[A Walk from London to John O’Groat’s by Elihu Burritt]@TWC D-Link bookA Walk from London to John O’Groat’s CHAPTER VIII 19/33
But what is this to the processes of thought and observation through which the mind of man has reached its present expansion; through which it has developed all these sciences, arts, industries and tastes, the literature and the intellectual life of these bright days of humanity! The figure is weak, and every figure would be weak when applied to the ratio or the result of this progression; but, at what future age of time, or of the existence beyond time, will the mind, that has thus wrought on earth, open its last petal, put forth no new breathing, unfold no new beauty under the eye of the Infinite, who breathed it, as an immortal atom of His own essence, into the being of man? Follow the radius up into the next concentric circle, and we see this law working to finer and sublimer issues in man's moral nature. We have glanced at what the mind has done for and through his physical faculties and being; how that being has re-acted upon the mind, and kept all its capacities at work in procuring new delight to the eye, ear, palate, and all the senses that yearned for enjoyment.

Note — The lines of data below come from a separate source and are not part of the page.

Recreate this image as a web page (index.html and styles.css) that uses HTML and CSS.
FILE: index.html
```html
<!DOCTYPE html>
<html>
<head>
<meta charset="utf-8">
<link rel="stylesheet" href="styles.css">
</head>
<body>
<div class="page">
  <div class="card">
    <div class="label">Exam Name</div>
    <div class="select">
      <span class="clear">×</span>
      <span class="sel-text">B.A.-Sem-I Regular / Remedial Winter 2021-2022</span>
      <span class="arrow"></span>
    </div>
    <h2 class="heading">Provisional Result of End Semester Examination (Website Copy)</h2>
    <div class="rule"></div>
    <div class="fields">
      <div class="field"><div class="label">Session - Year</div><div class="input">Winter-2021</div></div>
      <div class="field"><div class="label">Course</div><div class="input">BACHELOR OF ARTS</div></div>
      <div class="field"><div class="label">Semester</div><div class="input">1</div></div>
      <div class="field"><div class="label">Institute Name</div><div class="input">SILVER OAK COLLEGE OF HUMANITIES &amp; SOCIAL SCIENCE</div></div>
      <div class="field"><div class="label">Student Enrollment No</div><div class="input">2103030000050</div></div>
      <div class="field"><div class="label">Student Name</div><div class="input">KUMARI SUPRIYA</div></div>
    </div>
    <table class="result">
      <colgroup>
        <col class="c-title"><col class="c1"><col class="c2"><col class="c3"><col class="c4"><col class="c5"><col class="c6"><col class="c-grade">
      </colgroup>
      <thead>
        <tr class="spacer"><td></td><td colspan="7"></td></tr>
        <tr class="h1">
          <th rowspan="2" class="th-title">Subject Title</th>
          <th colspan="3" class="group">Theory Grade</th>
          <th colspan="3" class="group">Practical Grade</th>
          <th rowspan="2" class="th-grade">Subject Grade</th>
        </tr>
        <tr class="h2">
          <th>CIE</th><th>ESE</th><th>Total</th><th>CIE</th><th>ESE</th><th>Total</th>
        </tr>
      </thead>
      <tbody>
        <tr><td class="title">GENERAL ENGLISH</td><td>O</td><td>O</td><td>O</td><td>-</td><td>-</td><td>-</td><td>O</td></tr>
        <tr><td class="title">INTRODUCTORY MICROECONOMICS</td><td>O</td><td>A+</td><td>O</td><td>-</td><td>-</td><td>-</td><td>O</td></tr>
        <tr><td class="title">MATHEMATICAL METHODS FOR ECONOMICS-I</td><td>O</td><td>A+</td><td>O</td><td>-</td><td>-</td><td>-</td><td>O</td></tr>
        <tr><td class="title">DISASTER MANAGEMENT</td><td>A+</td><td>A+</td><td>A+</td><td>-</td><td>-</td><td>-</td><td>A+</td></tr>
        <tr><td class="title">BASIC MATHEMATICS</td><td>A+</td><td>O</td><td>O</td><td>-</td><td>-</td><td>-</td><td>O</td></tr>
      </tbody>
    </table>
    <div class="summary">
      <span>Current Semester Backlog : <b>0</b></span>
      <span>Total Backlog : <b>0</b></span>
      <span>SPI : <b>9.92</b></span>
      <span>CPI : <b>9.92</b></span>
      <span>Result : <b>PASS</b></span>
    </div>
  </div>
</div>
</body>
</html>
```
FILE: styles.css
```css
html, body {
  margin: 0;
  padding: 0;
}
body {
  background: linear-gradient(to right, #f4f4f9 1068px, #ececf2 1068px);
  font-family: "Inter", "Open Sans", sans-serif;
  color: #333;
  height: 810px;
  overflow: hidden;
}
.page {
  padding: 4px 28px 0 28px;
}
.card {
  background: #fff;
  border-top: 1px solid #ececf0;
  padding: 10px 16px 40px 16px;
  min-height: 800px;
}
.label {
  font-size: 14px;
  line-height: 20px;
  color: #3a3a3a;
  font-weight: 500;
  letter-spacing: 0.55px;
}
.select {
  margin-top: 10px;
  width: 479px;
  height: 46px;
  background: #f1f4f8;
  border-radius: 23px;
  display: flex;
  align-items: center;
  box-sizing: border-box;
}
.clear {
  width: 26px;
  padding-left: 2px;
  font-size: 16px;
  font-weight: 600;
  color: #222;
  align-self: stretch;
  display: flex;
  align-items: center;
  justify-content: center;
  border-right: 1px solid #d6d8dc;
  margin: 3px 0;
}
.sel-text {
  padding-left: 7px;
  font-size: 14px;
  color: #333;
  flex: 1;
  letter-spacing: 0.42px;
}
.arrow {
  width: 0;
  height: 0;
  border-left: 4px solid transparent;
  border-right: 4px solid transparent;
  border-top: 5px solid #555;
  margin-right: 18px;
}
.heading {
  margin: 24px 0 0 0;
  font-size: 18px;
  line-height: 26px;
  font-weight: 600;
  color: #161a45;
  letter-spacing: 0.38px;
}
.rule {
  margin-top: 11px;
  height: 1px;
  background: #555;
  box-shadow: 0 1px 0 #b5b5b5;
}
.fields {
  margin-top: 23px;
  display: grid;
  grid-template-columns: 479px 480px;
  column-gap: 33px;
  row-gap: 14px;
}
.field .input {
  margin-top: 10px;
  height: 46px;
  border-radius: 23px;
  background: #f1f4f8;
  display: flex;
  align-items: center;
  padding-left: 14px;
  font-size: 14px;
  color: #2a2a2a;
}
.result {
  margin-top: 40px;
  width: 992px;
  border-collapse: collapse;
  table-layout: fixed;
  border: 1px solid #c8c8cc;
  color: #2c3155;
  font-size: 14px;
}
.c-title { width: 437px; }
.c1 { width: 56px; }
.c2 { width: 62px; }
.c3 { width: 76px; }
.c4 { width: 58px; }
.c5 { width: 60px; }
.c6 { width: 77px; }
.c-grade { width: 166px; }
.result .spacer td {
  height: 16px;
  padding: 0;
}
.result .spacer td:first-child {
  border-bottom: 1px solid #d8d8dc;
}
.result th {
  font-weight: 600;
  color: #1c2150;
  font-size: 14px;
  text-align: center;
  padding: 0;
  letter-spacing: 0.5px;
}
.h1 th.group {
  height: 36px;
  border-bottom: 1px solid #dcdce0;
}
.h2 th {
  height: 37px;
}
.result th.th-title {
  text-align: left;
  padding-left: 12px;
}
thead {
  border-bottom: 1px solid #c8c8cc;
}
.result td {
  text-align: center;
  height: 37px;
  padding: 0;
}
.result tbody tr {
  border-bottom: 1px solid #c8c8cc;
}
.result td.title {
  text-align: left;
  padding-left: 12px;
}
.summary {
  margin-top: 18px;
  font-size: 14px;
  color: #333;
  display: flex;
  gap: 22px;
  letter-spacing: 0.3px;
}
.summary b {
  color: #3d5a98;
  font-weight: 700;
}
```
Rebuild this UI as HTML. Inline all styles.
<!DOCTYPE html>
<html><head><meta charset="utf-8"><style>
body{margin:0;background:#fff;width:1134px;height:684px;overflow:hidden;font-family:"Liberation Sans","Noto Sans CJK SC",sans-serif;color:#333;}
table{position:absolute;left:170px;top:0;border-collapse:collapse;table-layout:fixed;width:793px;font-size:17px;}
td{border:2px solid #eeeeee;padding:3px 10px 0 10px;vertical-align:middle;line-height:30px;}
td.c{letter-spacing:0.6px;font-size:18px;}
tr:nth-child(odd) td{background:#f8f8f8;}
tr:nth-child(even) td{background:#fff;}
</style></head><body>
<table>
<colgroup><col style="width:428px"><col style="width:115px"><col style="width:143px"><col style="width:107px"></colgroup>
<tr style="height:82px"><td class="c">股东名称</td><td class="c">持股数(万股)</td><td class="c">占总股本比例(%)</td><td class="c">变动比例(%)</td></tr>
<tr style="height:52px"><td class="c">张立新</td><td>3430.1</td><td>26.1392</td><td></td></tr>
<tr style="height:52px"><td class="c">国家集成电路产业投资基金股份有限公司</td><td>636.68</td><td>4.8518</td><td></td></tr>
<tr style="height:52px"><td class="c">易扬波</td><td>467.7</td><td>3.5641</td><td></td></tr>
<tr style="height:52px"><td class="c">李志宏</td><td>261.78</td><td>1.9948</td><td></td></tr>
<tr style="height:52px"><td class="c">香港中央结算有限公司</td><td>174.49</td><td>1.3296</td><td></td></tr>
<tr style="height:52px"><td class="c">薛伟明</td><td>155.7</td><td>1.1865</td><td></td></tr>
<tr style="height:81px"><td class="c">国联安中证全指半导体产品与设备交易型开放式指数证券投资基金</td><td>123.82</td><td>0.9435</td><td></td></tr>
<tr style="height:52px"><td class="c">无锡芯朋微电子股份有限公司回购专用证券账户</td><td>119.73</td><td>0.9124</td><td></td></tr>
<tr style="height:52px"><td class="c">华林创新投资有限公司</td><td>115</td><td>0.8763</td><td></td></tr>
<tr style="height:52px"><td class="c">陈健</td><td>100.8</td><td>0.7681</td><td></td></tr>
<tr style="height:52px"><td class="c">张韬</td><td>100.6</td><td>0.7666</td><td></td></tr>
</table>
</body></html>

We have noticed how the inside and outside world acted upon his reasoning powers in the dawn of creation; how slowly they mastered the simplest facts and phenomena of life in and around them, how slowly they expanded, through the intervening centuries, to their present development.
The mind is the central personage in the trinity of man's being; linking the mortal and immortal to its life and action; vitalising the body with intelligence, until every vein, muscle, and nerve, and function thrills and moves to the impulse of thought; vitalising the soul with the vigorous activities of reason, giving hands as well as wings to its hopes, faiths, loves, and aspirations; giving a faculty of speech, action, and influence to each, and play to all the tempers and tendencies of its moral nature.
Thus all the influences that the mind could inhale from the material world through man's physical being, and all it could draw out of the depths of Divine revelation, were the dew and the light which it was its mission to bring to the fostering, growth, and glory of the human soul.
These were man's means wherewith to shape it for its great destiny; these he was to bring to its training and expansion; with these he was to co-work with the Infinite Father of Spirits to fit it for His presence and fellowship, just as he co-works with Nature in developing the latent life and faculties of the rose.